>>>

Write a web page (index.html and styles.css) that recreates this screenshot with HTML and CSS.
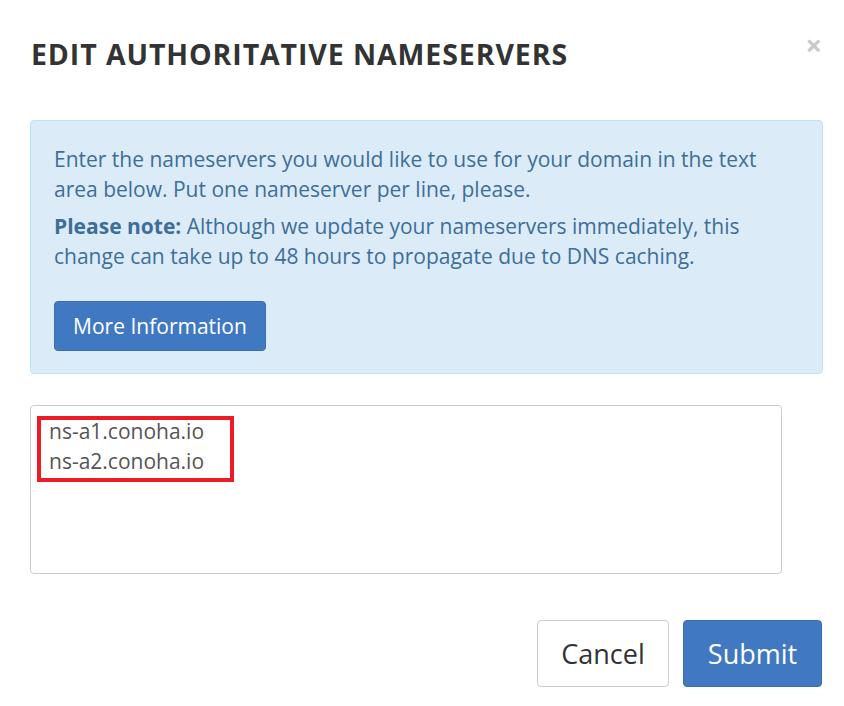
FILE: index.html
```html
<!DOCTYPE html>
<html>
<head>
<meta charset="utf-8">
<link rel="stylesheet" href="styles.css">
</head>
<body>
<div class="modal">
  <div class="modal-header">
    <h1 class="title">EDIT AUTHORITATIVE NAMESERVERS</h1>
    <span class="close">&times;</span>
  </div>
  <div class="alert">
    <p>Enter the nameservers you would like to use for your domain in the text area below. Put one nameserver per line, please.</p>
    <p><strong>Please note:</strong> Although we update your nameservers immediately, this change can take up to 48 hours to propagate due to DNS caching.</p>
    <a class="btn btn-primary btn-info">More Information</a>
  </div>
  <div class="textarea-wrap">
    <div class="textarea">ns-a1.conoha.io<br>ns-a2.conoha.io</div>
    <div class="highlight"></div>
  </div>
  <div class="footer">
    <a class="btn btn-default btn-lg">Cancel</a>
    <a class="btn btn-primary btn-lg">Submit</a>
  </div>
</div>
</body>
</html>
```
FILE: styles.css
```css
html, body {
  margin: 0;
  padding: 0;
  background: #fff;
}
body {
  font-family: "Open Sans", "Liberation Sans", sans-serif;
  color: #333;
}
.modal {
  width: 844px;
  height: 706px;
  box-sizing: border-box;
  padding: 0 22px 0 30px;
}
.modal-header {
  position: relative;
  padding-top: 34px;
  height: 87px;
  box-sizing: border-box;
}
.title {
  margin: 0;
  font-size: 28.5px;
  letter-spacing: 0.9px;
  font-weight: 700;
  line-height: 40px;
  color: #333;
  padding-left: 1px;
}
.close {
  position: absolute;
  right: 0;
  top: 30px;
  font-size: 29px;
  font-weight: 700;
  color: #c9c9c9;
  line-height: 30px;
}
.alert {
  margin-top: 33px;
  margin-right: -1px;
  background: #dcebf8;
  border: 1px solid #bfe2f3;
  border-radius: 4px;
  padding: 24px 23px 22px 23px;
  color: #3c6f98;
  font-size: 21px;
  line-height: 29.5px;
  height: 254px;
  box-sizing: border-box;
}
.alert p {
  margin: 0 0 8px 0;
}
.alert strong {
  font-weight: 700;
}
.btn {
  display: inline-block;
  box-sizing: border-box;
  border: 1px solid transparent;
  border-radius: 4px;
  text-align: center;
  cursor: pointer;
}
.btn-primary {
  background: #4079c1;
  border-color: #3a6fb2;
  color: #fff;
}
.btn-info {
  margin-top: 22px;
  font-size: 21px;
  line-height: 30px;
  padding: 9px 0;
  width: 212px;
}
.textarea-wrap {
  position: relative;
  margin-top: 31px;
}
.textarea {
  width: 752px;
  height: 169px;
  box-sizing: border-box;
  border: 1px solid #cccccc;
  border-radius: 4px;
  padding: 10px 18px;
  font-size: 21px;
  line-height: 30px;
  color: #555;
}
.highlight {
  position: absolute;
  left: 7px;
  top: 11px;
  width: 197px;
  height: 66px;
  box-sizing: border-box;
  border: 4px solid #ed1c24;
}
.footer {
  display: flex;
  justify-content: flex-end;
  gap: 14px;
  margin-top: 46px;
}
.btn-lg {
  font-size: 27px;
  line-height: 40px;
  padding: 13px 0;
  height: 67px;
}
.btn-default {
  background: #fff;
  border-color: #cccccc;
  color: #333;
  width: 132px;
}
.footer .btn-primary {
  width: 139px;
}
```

<<<
>>>

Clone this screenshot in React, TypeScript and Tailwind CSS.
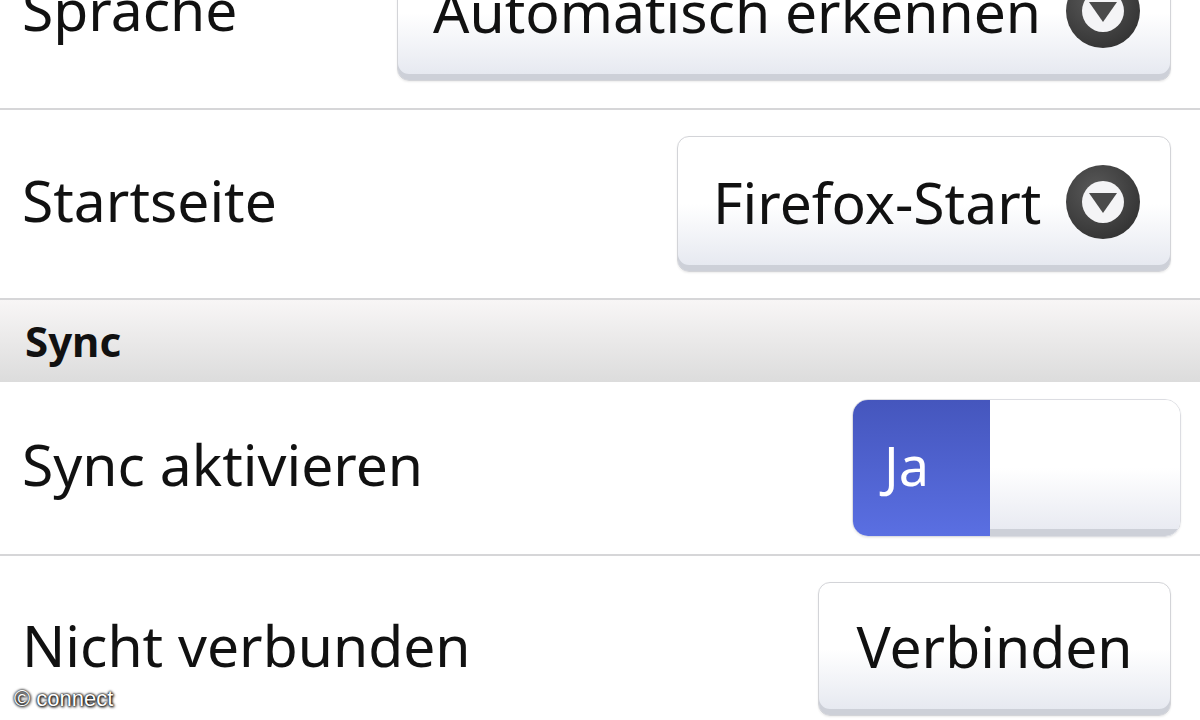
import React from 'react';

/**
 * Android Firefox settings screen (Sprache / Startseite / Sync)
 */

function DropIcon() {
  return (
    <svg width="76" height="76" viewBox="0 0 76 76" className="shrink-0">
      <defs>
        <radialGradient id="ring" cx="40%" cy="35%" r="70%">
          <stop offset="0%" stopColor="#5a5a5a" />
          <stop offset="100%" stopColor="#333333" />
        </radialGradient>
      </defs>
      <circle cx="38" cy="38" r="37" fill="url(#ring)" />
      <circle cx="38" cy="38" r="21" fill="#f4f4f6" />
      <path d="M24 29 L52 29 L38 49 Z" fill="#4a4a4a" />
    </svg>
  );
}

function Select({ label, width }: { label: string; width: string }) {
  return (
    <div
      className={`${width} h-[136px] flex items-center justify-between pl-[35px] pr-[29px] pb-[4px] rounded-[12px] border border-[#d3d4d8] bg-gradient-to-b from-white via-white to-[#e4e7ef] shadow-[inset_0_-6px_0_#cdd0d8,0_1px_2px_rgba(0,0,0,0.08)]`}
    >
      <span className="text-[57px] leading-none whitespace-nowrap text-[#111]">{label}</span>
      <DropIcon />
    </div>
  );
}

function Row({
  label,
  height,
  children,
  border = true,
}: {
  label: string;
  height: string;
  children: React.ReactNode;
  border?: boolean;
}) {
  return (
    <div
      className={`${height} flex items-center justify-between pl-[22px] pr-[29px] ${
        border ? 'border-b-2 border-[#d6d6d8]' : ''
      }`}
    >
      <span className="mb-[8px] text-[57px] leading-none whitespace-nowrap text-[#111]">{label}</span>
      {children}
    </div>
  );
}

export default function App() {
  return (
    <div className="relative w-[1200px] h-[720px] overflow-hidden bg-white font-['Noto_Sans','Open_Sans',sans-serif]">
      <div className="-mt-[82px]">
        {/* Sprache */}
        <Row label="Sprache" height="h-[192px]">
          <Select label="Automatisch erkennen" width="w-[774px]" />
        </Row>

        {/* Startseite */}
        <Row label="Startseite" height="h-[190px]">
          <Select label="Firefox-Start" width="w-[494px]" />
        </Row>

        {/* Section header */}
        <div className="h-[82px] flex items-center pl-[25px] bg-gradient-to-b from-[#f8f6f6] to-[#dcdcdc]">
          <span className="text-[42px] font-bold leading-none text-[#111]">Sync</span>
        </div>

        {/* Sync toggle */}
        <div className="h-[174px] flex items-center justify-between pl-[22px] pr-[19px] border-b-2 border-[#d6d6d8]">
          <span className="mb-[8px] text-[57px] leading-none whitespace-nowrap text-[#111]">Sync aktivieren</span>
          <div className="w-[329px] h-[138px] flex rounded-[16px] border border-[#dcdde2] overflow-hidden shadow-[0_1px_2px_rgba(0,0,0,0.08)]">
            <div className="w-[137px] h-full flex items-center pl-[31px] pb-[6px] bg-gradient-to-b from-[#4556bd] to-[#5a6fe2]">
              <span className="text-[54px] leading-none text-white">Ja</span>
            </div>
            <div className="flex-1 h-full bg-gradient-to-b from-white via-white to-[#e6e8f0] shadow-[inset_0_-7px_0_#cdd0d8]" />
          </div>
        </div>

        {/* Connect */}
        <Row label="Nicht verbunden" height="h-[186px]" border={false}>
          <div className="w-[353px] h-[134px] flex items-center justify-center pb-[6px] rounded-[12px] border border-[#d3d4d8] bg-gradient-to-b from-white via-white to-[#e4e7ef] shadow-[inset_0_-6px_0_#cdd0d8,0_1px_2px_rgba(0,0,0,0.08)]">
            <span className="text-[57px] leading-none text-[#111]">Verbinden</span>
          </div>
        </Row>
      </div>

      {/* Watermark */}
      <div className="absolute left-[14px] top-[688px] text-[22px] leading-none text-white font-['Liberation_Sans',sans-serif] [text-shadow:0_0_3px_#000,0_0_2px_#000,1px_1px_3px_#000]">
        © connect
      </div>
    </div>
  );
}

<<<

Exercise aim: Collect the lines of the records that include the string "styles".

Exercise response:
Write a web page (index.html and styles.css) that recreates this screenshot with HTML and CSS.
<link rel="stylesheet" href="styles.css">
FILE: styles.css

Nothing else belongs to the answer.